Ein Paar schwarzer Lackschuhe glänzte. Widerspiegelte nichts als ein Paar weißer Socken.
Neben dem Zug trippelte eine Taube. Sie trug den Kopf so steif, daß Irene nicht wußte, ob es Hochmut oder eine Krankheit war, was sie quälte.
Wo keine Züge standen, hatten die Schienen Schwellungen vom Licht. Balken dazwischen. Zwischen den Balken gemahlene Steine. Zigarettenkippen.
Die Taube hing über dem stehenden Zug in der Luft. Irene sah ein Zahnrad hinter ihrem Schnabel.
Wenn Irene jetzt hätte sagen müssen, was sie empfand, wäre kein einziger Satz richtig gewesen. Nicht einmal Silben, die willkürlich zusammenfanden.
Aus der Kugel, die sich drehte, sagte eine Frauenstimme Züge an.
Schöne Lippen, hoch oben, dachte Irene, sagen den Zug an für Zwerge.
Das Mädchen mit den senfgrünen Strümpfen stieg in den Zug. Ihre Beine waren schwerer als der Rucksack.
Es war schön mit dir, hatte Franz gesagt.
Irene hatte nichts hinzugefügt. Daß es schön war, hatte ihr weh getan. Daß es schön war und es dabei geblieben war.
Irene ging zurück ins Hotel.
Sie knipste alle Lichter im Zimmer an. Sie schaltete den Fernseher ein und ging ins Bad. Sie wusch ihr Höschen und ihre Strumpfhose. Sie hängte das Höschen auf die Stuhllehne und die Strumpfhose auf einen Kleiderbügel an die Schranktür.
Über den Bildschirm zog eine Kleinstadt.
Die Bewohner der Kleinstadt waren Pendler. Der Weg zum Bahnhof führte durch den Weinberg.
In den Dämmerstunden der Abende gingen die jungen Frauen, die aus der Großstadt kamen, vom Bahnhof durch den Weinberg nach Hause.

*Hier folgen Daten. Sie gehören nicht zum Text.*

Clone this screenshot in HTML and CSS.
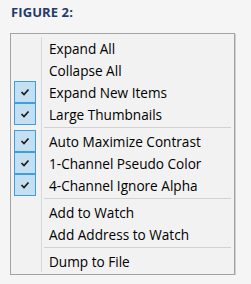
FILE: index.html
```html
<!DOCTYPE html>
<html>
<head>
<meta charset="utf-8">
<link rel="stylesheet" href="styles.css">
</head>
<body>
<div class="figure">
  <div class="fig-title">FIGURE 2:</div>
  <div class="menu">
    <div class="menu-list">
      <div class="item"><span class="icon"></span><span class="label">Expand All</span></div>
      <div class="item"><span class="icon"></span><span class="label">Collapse All</span></div>
      <div class="item"><span class="icon checked"><svg width="10" height="8" viewBox="0 0 10 8"><path d="M1.5 4 L4 6.5 L8.5 1.5" fill="none" stroke="#1a1a1a" stroke-width="1.7"/></svg></span><span class="label">Expand New Items</span></div>
      <div class="item"><span class="icon checked"><svg width="10" height="8" viewBox="0 0 10 8"><path d="M1.5 4 L4 6.5 L8.5 1.5" fill="none" stroke="#1a1a1a" stroke-width="1.7"/></svg></span><span class="label">Large Thumbnails</span></div>
      <div class="sep"></div>
      <div class="item"><span class="icon checked"><svg width="10" height="8" viewBox="0 0 10 8"><path d="M1.5 4 L4 6.5 L8.5 1.5" fill="none" stroke="#1a1a1a" stroke-width="1.7"/></svg></span><span class="label">Auto Maximize Contrast</span></div>
      <div class="item"><span class="icon checked"><svg width="10" height="8" viewBox="0 0 10 8"><path d="M1.5 4 L4 6.5 L8.5 1.5" fill="none" stroke="#1a1a1a" stroke-width="1.7"/></svg></span><span class="label">1-Channel Pseudo Color</span></div>
      <div class="item"><span class="icon checked"><svg width="10" height="8" viewBox="0 0 10 8"><path d="M1.5 4 L4 6.5 L8.5 1.5" fill="none" stroke="#1a1a1a" stroke-width="1.7"/></svg></span><span class="label">4-Channel Ignore Alpha</span></div>
      <div class="sep"></div>
      <div class="item"><span class="icon"></span><span class="label">Add to Watch</span></div>
      <div class="item"><span class="icon"></span><span class="label">Add Address to Watch</span></div>
      <div class="sep"></div>
      <div class="item"><span class="icon"></span><span class="label">Dump to File</span></div>
    </div>
  </div>
</div>
</body>
</html>
```
FILE: styles.css
```css
html, body {
  margin: 0;
  padding: 0;
  background: #f5f5f5;
}
.figure {
  padding: 5px 0 0 10px;
  font-family: "Open Sans", "Noto Sans", sans-serif;
}
.fig-title {
  font-weight: 700;
  font-size: 13px;
  line-height: 14px;
  letter-spacing: 0.1px;
  color: #233a6b;
  padding-left: 1px;
  height: 28px;
}
.menu {
  width: 219px;
  border: 1px solid #a3a3a3;
  box-shadow: 1px 1px 0 #cfcfcf;
  background: #f2f2f2;
  padding: 3px 2px 2px 2px;
}
.menu-list {
  display: flex;
  flex-direction: column;
  background-image: linear-gradient(#d7d7d7, #d7d7d7);
  background-repeat: no-repeat;
  background-size: 1px 100%;
  background-position: 28px 0;
}
.item {
  display: flex;
  align-items: center;
  height: 22px;
}
.icon {
  width: 22px;
  height: 22px;
  box-sizing: border-box;
  margin-left: 1px;
  display: flex;
  align-items: center;
  justify-content: center;
}
.icon.checked {
  background: #c3dff1;
  border: 1px solid #3e9ede;
}
.label {
  margin-left: 13px;
  font-size: 13.6px;
  color: #000;
  white-space: nowrap;
}
.sep {
  height: 1px;
  margin: 2px 1px 2px 31px;
  background: #d2d2d2;
}
```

Acht Frauen waren auf dem Weinberg vergewaltigt worden.
Die Täter: zwei Männer.
Der Sprecher nannte ihre Vornamen. Er zeigte ein Messer. Damit waren die Frauen genötigt worden.
Der Sprecher nannte eine Zahl. Das war der Kopflohn.
Auf dem Bildschirm standen zwei Phantombilder.
Selbst wenn Irene die Täter gekannt hätte, wäre es für sie wegen des Kopflohns unmöglich gewesen, den Opfern gerecht zu werden.
Was Irene mehr schmerzte als die Tat, war das Vertrauen in den Weinberg. Das war für die Täter und für die Opfer maßlos gewesen.
Im Zimmer war die Luft alt. Älter als die Möbel. Irene öffnete das Fenster.
Jetzt, wo Irene sich hinauslehnte, hatte sie den Namen des Hotels vergessen. Auch den Namen des Flusses, der durch diese Stadt floß. Und den Namen der Brücke, die über den Fluß führte.
KALTES LAND KALTE HERZEN RUF DOCH MAL AN JENS. Und eine Telefonnummer.
Es war ein Graffiti an der Hauswand, hoch über den Bäumen. Die Schrift war zerronnen. Buchstaben mit Fingern. Passanten gingen über den Platz, spürten, ohne die Köpfe zu heben, den Hauch dieser Schrift. Sie steckten beim Gehen ein paar Schritte lang die Hände in die Taschen.